Everyone has their own method, so I’m putting this one out as a question – what do you folks do to get in the headspace of a particular character? What 100% effective, to-die-for methods have I overlooked?

Guillermo Del Toro on the Brain

So, I only kind of knew who Guillermo del Toro was until a few weeks ago.  I had seen Pan’s Labyinth, and both the Hellboy movies (which I still enjoy and usually watch while studying.  Yes, I acknowledge they’re not great cinema.  No, I don’t really care.  Even about the second one).

And you should also know that Monster, by Naoki Urasawa is one of my favourite manga and anime of all time.  Tied for favourite, with one or two other series depending on my mood at the time.

Now, it’s really difficult to find a copy of Monster on DVD, mainly because a DVD version was only ever released for the first 15 episodes (this may be only in English, I’m not sure about Japanese).  And then Siren Visual bought it, and will be distributing it in Australia at the end of the year.  When I discovered this, the noises I made cannot be described either with letters or with most parts of the human vocal range.  I bounced around my friend’s lounge room squeaking for a full ten minutes.  I’m not proud.  I’m also not particularly ashamed.

With that news (which I found here: http://www.sirenvisual.com.au/News/201305/345.php#comments) , came the link to the fact that there will be an HBO series released.  And it will be directed by Guillermo Del Toro.

Great, I thought.  I liked his work.  But reading more, he seems like the kind of person I should watch more of.  Let’s check what else he’s done.

And then I found ‘Don’t be Afraid of the Dark’ for hire on iTunes.  I watched it quite late at night.  People who know the movie (or the movie it is a remake of) will probably be laughing at me right now, because that was possibly the silliest thing a girl who’s not particularly well-versed in horror films could do.

But what else can you do in this day and age but blog about it (apart from freak out on Facebook, which I assure you I did).

Let me begin by saying that I really loved the movie.  In actuality, it wasn’t as bad as I’m making it out to be.  I can actually sleep in a dark room, for one thing.

So, into the overanalysis.  The structure really intrigued me.

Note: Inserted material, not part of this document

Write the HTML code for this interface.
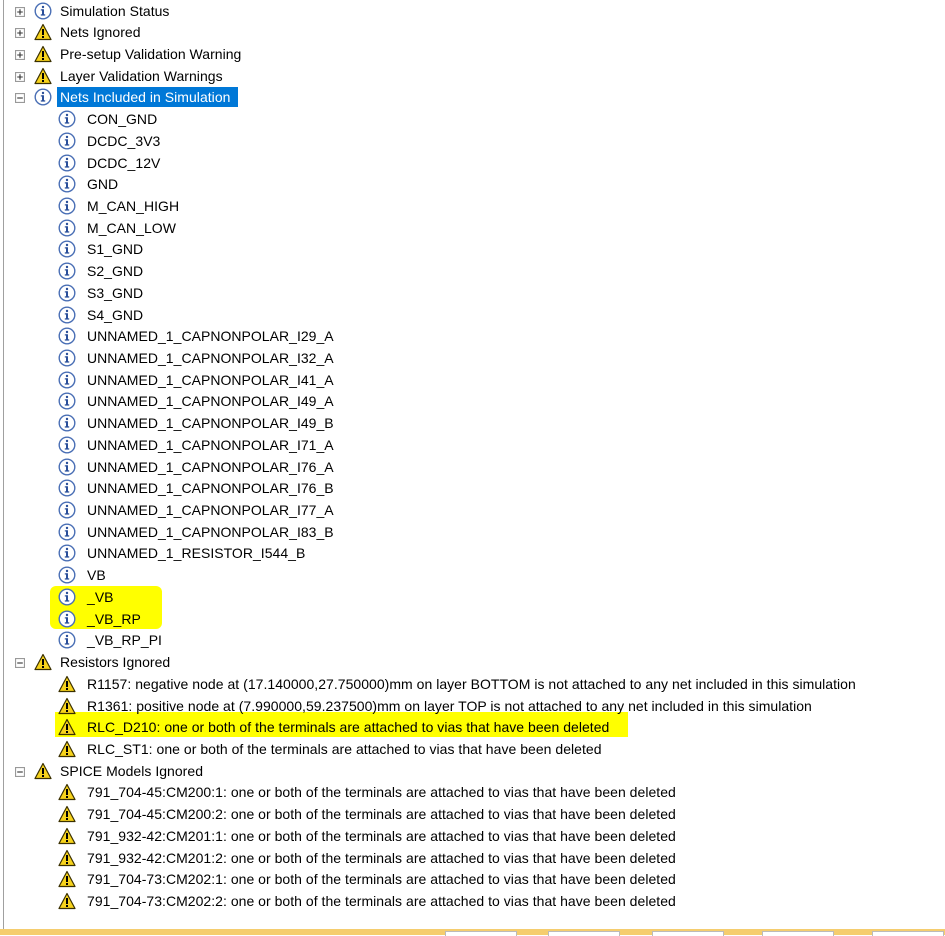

As I said, I’m not that much of a horror fan, but still, I could pick out every cliché in it (the child who believes she’s unloved, so falls prey to the creatures, the groundskeeper who knows all about it, but refuses to tell the family more than ‘it’s dangerous’, the fact that anyone in a bath in a horror film is about to have their shit ruined).  But the movie still kept me in.  I attribute this to the characters.  Sure, I was kind of left wondering how many darkened rooms a kid can walk into before she realises it’s a really awful idea to walk into another one, but she was still believable.  Her father, at the beginning, was slightly neglectful and clueless while never really being unsympathetic, because you could see why he thinks the things he does.  You can tell he’s trying to do the best he can, but the girl is just not having any of it.  He’s under a lot of pressure from his job because he’s in an unstable financial situation, so you can see why he’s distracted by that.  Later on, he gets a little more towards the unthinking idiot side of the equation, but for the most part, well done.  The girl, too, had an amazing actor (Bailee Madison), who I’m seriously hoping goes far in her career, because she’s got so much talent for it.  She sold the little girl better than many adult actors.  So, even when I could see what was coming, I still cared about the characters enough to not be completely thrown out of the story.

It’s not really surprising that I could see a lot of del Toro in the cinematography, either.  Part of what I adore about his films is the rich mythology in them, and you can certainly see it here, from the history of the homunculi to the description of the koi fish, to the ring of fairy mushrooms the groundskeeper kicks away.  For a while, I admit, I played spot-the-film – the Tooth Fairies also make an appearance in Hellboy II, in an early scene where they’ve devoured everyone at an auction.  Same thing – small, many of them, they eat teeth.  There are some differences (like DBAotD’s tooth fairies being confined to one place, having more explanation, and eating exclusively teeth), but the concept is the same.  Also, the hedge maze with a water feature in the middle, which appears again in Pan’s Labyrinth.  I find this actually quite cool, because it gives me a better idea of how he uses each of these motifs to flesh out a story, by seeing the role they play in different narratives.  Plus, it’s fun.

However, I did find that, once the homunculi were revealed, they suddenly became far less scary to me.  They were still threatening, but no longer terrifying like they had been at the beginning.  There is something about not being able to see the monster that is far more awful than not being able to see it.  So, once they were visible, the fear had to come from elsewhere.  Del Toro pulled this off excellently (oh god, why do they have access to sharp objects??), because this was quite close to the final scene, so the movie’s tension carried the fear the rest of the way.
On the topic of things not being as scary as they should have been, I must admit being very ambivalent over the deep-voiced homunculus.  Most of them spoke in a very high-pitched, breathy voice that just made me want to mute the television because nope, nope, all the no. But one of them (implied to be the old man from the first scene) spoke with a far deeper voice.  And this really threw me.  It wasn’t comical coming from the small creature, but it wasn’t intimidating like the breathy whisper on the edge of hearing was.  It was just kind of a voice.

Other than that, the first and final scenes were just marvellously done, and there was a lot to love in the middle.  These are just the things that really stood out for me.

Currently waiting with glee for the live action Monster series, because it’s going to be absolutely marvellous.